Dentre os vários motivos para estes diferentes níveis de realizações está algo tão simples quanto a idade. A média de idade na Alemanha e no Japão é de mais de 40 anos, ao passo que a média de idade no Afeganistão e no Iêmen é de menos de 20 anos. Mesmo que as pessoas destes quatro países tivessem absolutamente o mesmo potencial intelectual, o mesmo histórico, a mesma cultura — e os países apresentassem rigorosamente as mesmas características geográficas —, o fato de que as pessoas de determinados países possuem 20 anos a mais de experiência do que as pessoas de outros países ainda seria o suficiente para fazer com que resultados econômicos e pessoais idênticos sejam virtualmente impossíveis.

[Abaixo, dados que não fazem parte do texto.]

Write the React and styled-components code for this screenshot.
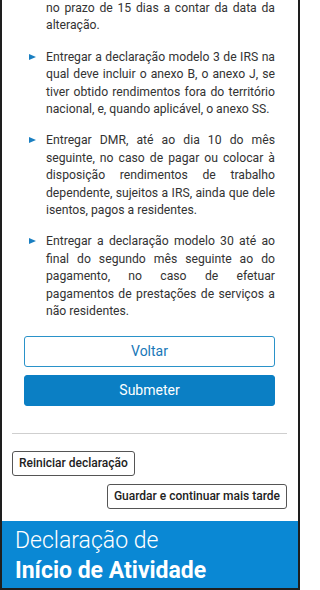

Acrescente o fato de que diferentes raças se desenvolveram em diferentes arranjos geográficos, os quais apresentaram oportunidades e restrições extremamente diferenciadas ao seu desenvolvimento, e as conclusões serão as mesmas.

No entanto, a ideia de que diferentes níveis de realização são coisas atípicas — se não sinistras — tem sido repetida ad nauseam pelos mais diferenciados tipos de pessoas, desde o demagogo de esquina até as mais altas eminências do Supremo Tribunal.

Quando finalmente reconhecermos que as grandes diferenças de realizações entre as raças, nações e civilizações têm sido a regra, e não a exceção, ao longo de toda a história escrita, restará ao menos a esperança de que haja pensamentos mais racionais — e talvez até mesmo alguns esforços construtivos para ajudar todas as pessoas a progredirem.

Até mesmo um patriota britânico como Winston Churchill certa vez disse que "Devemos Londres a Roma" — um reconhecimento de que foram os conquistadores romanos que criaram a mais famosa cidade britânica, em uma época em que os antigos bretões eram incapazes de realizar esta façanha por conta própria.

Ninguém que conhecesse os iletrados e atrasados bretões daquela era poderia imaginar que algum dia os britânicos criariam um império vastamente maior do que o Império Romano — um império que abrangeria um quarto de toda a área terrestre do globo e um quarto dos seres humanos do planeta.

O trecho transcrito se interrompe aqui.